Con nuestros pantalones grises a cuadros la secundaria transitaba y en un momento sin registro cambiamos las canicas por cruentas cascaritas de fútbol contra Amado y el Chico, los panaderos. Las apuestas se ponían “de a peso” pero ese toque majestuoso y la habilidad de la edad siempre nos sacaban avante; pobre de nosotros si no, ya que nunca teníamos para pagar.

Poco después, empinando un tarro de cerveza en la mesa del fondo de la “Ronda de Fernando”, nos cayó de tajo la adolescencia; Emmanuel estrenaba su “Caprichosa María” y su “Olor a hierba”.

En ese mismo escenario fue que planeamos huir de casa y así, con nada más que un cigarro en la boca, la calle nos brindó refugio. “Jamás dejes el hogar sin el Excélsior”, decía Raúl, “es el periódico más calientito para taparte en las noches,” y algo tenía de razón.

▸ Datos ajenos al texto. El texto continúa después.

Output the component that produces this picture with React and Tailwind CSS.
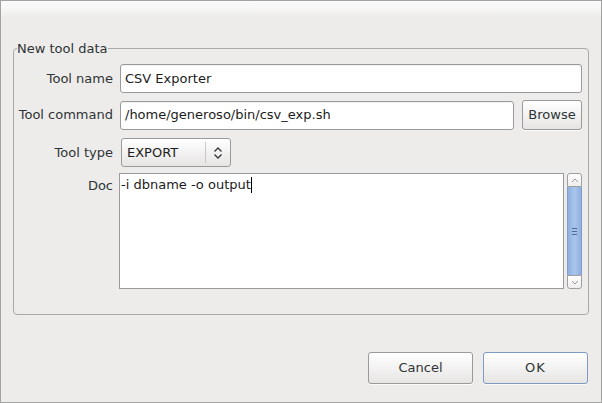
import React from "react";

const font = { fontFamily: '"DejaVu Sans", Verdana, sans-serif' };

function Label({ children, className = "" }) {
  return (
    <div className={"w-[99px] shrink-0 text-right text-[13px] text-[#2e3436] " + className}>
      {children}
    </div>
  );
}

function TextInput({ value, className = "" }) {
  return (
    <div
      className={
        "h-[29px] flex items-center rounded-[3px] border border-[#9a9a9a] bg-white pl-[4px] text-[13px] text-[#1c1c1c] shadow-[inset_0_1px_1px_rgba(0,0,0,0.06)] " +
        className
      }
    >
      {value}
    </div>
  );
}

function Button({ children, className = "", primary = false }) {
  return (
    <button
      className={
        "flex items-center justify-center rounded-[3px] border bg-gradient-to-b from-[#ffffff] to-[#e6e5e4] text-[13px] text-[#2e3436] shadow-[0_1px_0_rgba(255,255,255,0.8)] " +
        (primary ? "border-[#7d9bc4] " : "border-[#9a9a9a] ") +
        className
      }
      style={font}
    >
      {children}
    </button>
  );
}

export default function App() {
  return (
    <div
      className="w-[602px] h-[403px] flex flex-col border border-[#a3a3a3] bg-[#edeceb] overflow-hidden"
      style={font}
    >
      {/* title band */}
      <div className="h-[16px] shrink-0 bg-gradient-to-b from-[#fafafa] via-[#f6f6f5] to-[#edeceb]" />

      {/* group box */}
      <fieldset className="mx-[12px] mt-[24px] rounded-[4px] border border-[#a9a9a9] pl-0 pr-[6px] pb-[25px]">
        <legend className="ml-[3px] px-0 text-[13px] leading-[15px] text-[#2e3436]">
          New tool data
        </legend>

        <div className="flex flex-col gap-[7px] pt-[8px]">
          <div className="flex items-center gap-[7px]">
            <Label>Tool name</Label>
            <TextInput value="CSV Exporter" className="flex-1" />
          </div>

          <div className="flex items-center gap-[7px]">
            <Label>Tool command</Label>
            <TextInput value="/home/generoso/bin/csv_exp.sh" className="flex-1 pl-[3px]" />
            <Button className="w-[60px] h-[30px] ml-[1px]">Browse</Button>
          </div>

          <div className="flex items-center gap-[7px] mt-[1px]">
            <Label>Tool type</Label>
            <div className="ml-[1px] h-[29px] w-[110px] flex items-center rounded-[3px] border border-[#9a9a9a] bg-gradient-to-b from-[#ffffff] to-[#e6e5e4] text-[13px] text-[#1c1c1c]">
              <span className="flex-1 pl-[5px]">EXPORT</span>
              <span className="h-[21px] w-px bg-[#c8c8c8]" />
              <span className="w-[24px] flex items-center justify-center">
                <svg width="10" height="14" viewBox="0 0 10 14" fill="none" stroke="#3a3a3a" strokeWidth="1.4">
                  <path d="M1.5 5.5 L5 2 L8.5 5.5" />
                  <path d="M1.5 8.5 L5 12 L8.5 8.5" />
                </svg>
              </span>
            </div>
          </div>

          <div className="flex items-start gap-[6px] -mt-[1px]">
            <Label className="pt-[3px]">Doc</Label>
            <div className="flex-1 h-[116px] border border-[#9a9a9a] bg-white pl-[1px] pt-[3px] text-[13px] text-[#1c1c1c] leading-[16px]">
              <span>-i dbname -o output</span>
              <span className="inline-block w-px h-[16px] bg-black align-top" />
            </div>
            {/* scrollbar */}
            <div className="w-[15px] h-[116px] ml-[-3px] flex flex-col">
              <div className="h-[14px] rounded-t-[3px] border border-[#9f9f9f] bg-gradient-to-b from-white to-[#eeeeee] flex items-center justify-center">
                <svg width="8" height="5" viewBox="0 0 8 5" fill="none" stroke="#9a9a9a" strokeWidth="1">
                  <path d="M1 4 L4 1 L7 4" />
                </svg>
              </div>
              <div className="flex-1 border-x border-[#7f9ccb] bg-gradient-to-r from-[#8fb0e0] via-[#a9c5ec] to-[#8fb0e0] flex items-center justify-center">
                <div className="flex flex-col gap-[2px]">
                  <span className="block w-[5px] h-px bg-[#4a6a9a]" />
                  <span className="block w-[5px] h-px bg-[#4a6a9a]" />
                  <span className="block w-[5px] h-px bg-[#4a6a9a]" />
                </div>
              </div>
              <div className="h-[14px] rounded-b-[3px] border border-[#9f9f9f] bg-gradient-to-b from-white to-[#eeeeee] flex items-center justify-center">
                <svg width="8" height="5" viewBox="0 0 8 5" fill="none" stroke="#9a9a9a" strokeWidth="1">
                  <path d="M1 1 L4 4 L7 1" />
                </svg>
              </div>
            </div>
          </div>
        </div>
      </fieldset>

      {/* buttons */}
      <div className="flex-1" />
      <div className="flex justify-end gap-[10px] pr-[13px] pb-[18px]">
        <Button className="w-[105px] h-[32px]">Cancel</Button>
        <Button primary className="w-[105px] h-[32px] tracking-[1px]">OK</Button>
      </div>
    </div>
  );
}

Al año siguiente, desde la recámara de la casa de mis padres, podía ver la bombilla encendida del cuarto de azotea que ese invierno alquilaste. Esa era la señal de que ahí estabas. No sabes qué triste era en navidad ver mi casa tan llena de amor sabiendo que tú estabas solo; ya para ese entonces nos habían prohibido la amistad y al igual que Ricardo, Coco o Mauricio, esperábamos el menor descuido de nuestros papás para escaparnos y llevarte un poco de pavo, algo de vino y mucha compañía. Sin embargo, cada vez era más inútil porque tu gran enemiga, la vida, te ganaba más trecho y a base de latigazos de soledad comenzaba a doblegarte estrechándote en las garras del alcohol. Por si no le bastara tratarte con la punta del pie, decidió llevarse a Mario, tu hermano mayor. Y claro, no lo hizo de una manera decente sino de la forma en que al parecer le gustaba hacerlo contigo: ensañándose.

¿Qué culpa podrías tener de haber crecido en esa situación?

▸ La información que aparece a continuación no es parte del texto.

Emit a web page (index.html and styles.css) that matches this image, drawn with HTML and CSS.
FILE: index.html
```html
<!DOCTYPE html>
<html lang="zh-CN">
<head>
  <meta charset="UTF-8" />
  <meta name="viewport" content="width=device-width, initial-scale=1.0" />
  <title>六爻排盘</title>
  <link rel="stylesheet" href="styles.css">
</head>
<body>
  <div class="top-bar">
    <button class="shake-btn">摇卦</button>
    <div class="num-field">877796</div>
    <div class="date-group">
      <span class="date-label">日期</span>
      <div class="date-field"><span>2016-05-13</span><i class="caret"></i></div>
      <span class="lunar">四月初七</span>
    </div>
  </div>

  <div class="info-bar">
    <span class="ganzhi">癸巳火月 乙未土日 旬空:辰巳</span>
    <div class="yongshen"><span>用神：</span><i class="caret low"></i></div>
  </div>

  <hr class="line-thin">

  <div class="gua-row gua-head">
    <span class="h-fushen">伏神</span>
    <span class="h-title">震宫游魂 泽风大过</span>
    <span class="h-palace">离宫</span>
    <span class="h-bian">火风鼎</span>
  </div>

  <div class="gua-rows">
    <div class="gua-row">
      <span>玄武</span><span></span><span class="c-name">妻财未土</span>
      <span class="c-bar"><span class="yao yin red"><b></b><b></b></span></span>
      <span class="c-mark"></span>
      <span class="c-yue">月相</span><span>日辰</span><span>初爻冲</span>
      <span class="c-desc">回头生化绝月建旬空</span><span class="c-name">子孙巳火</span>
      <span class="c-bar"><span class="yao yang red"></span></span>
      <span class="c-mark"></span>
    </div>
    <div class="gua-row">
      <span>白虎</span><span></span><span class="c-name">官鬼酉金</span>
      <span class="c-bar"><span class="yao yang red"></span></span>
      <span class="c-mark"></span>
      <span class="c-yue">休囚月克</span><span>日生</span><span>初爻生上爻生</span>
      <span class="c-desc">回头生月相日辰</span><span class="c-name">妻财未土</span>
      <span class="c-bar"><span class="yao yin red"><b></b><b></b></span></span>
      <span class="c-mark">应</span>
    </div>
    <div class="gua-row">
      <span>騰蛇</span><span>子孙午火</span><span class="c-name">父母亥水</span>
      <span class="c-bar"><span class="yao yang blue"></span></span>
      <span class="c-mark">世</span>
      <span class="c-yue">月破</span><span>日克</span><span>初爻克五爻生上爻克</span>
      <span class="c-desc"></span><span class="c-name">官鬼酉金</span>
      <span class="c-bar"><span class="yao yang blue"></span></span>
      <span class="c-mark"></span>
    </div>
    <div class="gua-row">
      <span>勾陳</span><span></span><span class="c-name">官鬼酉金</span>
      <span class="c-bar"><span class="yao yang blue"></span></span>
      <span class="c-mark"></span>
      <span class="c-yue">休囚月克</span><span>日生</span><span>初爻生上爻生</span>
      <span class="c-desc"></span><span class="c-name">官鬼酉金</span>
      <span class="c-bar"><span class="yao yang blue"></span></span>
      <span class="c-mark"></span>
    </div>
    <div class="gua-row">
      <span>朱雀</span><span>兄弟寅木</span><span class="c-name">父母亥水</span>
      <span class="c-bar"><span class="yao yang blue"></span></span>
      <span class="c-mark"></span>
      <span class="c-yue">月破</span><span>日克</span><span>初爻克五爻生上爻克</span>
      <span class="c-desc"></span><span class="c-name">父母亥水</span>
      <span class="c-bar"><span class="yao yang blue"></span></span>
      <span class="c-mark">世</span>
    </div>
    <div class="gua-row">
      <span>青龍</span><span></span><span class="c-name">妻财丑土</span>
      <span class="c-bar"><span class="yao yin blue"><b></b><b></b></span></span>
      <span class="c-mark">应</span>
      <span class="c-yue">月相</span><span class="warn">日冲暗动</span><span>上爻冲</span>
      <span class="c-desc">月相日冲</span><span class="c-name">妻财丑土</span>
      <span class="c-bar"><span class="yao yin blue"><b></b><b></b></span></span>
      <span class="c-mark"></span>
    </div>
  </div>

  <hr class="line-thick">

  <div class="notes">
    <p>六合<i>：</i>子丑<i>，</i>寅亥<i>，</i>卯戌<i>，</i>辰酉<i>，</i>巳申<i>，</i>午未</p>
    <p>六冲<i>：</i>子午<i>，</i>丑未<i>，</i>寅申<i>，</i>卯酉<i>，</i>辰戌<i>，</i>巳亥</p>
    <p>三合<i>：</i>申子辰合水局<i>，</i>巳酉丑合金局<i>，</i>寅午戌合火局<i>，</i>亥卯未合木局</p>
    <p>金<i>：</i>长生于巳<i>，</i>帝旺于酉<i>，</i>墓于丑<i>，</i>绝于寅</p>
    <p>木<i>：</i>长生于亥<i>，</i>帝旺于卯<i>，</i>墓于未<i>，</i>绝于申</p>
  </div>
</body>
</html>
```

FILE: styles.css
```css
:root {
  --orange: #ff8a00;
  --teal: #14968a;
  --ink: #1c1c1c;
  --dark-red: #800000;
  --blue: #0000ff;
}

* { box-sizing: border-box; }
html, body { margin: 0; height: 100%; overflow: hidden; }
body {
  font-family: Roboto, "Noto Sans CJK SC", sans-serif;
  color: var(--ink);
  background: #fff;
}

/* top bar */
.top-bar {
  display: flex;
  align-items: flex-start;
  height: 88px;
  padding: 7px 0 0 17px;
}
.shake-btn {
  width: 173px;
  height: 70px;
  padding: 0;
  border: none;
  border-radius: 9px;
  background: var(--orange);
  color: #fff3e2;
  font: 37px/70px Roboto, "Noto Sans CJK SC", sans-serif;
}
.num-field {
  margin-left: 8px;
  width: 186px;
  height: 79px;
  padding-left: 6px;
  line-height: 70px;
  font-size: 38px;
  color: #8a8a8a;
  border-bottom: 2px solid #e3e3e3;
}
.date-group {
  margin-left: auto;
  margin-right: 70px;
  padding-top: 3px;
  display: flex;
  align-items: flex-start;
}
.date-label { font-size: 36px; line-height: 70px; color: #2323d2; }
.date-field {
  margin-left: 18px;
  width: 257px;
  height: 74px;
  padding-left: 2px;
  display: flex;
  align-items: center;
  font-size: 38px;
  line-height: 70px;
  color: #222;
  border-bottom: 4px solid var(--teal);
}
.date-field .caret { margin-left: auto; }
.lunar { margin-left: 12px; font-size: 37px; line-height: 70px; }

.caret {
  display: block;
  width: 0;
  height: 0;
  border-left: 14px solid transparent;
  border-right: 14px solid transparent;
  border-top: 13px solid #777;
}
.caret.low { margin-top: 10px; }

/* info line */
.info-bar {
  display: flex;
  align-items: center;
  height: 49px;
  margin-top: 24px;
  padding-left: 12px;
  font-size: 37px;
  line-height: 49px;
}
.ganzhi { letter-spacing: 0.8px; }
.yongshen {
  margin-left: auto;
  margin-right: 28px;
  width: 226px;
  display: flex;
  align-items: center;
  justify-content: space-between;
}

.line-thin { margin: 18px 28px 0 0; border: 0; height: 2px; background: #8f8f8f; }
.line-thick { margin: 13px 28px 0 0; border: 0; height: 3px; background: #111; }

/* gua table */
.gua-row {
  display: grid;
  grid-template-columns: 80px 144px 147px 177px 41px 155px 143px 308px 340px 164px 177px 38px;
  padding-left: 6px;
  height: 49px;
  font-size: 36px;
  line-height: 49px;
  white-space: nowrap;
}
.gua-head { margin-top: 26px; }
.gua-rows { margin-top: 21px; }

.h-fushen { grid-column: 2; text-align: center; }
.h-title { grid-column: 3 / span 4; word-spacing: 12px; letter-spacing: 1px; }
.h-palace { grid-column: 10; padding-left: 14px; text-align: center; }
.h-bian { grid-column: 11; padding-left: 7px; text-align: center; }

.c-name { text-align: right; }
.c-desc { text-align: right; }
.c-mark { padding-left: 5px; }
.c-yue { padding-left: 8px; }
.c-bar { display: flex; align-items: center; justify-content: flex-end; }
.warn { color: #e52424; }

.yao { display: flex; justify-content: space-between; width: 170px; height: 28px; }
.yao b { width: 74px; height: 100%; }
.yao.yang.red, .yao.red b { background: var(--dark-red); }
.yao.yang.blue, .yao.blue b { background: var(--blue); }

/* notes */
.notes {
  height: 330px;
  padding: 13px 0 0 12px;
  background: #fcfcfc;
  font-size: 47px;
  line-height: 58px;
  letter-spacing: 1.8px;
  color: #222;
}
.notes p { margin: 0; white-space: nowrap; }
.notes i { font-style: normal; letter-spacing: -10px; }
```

Llegó otra Noche Buena, te llevé unos cigarrillos y conversamos alegremente hasta que cerca de las once treinta tuve que regresar a mi casa porque se iban a abrir los regalos y ni modo de no estar. Volví como a las dos y me senté a tu lado; estabas con la mirada fija, gelatinosa, mirando a la nada; algo musitabas y entre susurros te quejabas. Ya no te diste cuenta de mi presencia y nuevamente con tristeza, constaté que ni siquiera tu inconsciente había aprendido a llorar... esa puerta, simplemente estaba sellada. Me retiré a casa y antes de ir a la cama, la que por cierto estaba bien cobijada y repleta de hermanos, observé que la bombilla seguía prendida. Poco a poco el sueño me venció y ahora esa imagen vuelve a mí, porque, ¿sabes, Neto? Al marcharte, la dejaste encendida. Hay una luz aquí, que jamás se apagará.?

Fue precisamente en el callejón que daba a casa de Violeta, que decidí alejarme. No necesariamente de ti, ni de la banda. Era de la vida que estábamos llevando. No más cervezas banqueteras; no más farsas y engaños; no más robos inocentes; basta de desafiar a la buena suerte. A lo lejos, empezaba a vislumbrar un profundo barranco al que tú aparentabas tener mucha prisa por llegar, y al que yo no quería caer. Lo siento.

Aunque nunca me lo dijiste, sé que lo habrás tomado a mal. Te abandoné, pero era obvio que nuestros destinos se resistían a mantenernos por la misma vereda.

Por eso, ahora que por fin descansas, espero que antes de tu último respiro, no olvidaras reírte de esta vida terca que tanto se empecinó en llevarte la contra y la hayas mandado directo al carajo.

Qué pena Neto, no ver más tus tenis Adidas, tu pantalón de mezclilla y tu camisa del camello. Me dueles de veras, pero nada me hace más feliz que pensarte en el lugar que este mundo tanto te negó: los brazos de tu madre y la protección de tu padre.

Ahora puedo entenderlo. Guardar esa presa de lágrimas que llevabas en el corazón para desbordarlo, como aquella tarde de tormenta incesante, en un llanto de felicidad con tus padres, con Mario, fue muy astuto de tu parte.

Espero estés llorando así, amigo mío, porque yo como en aquellos tiempos y como siempre, te estoy acompañando.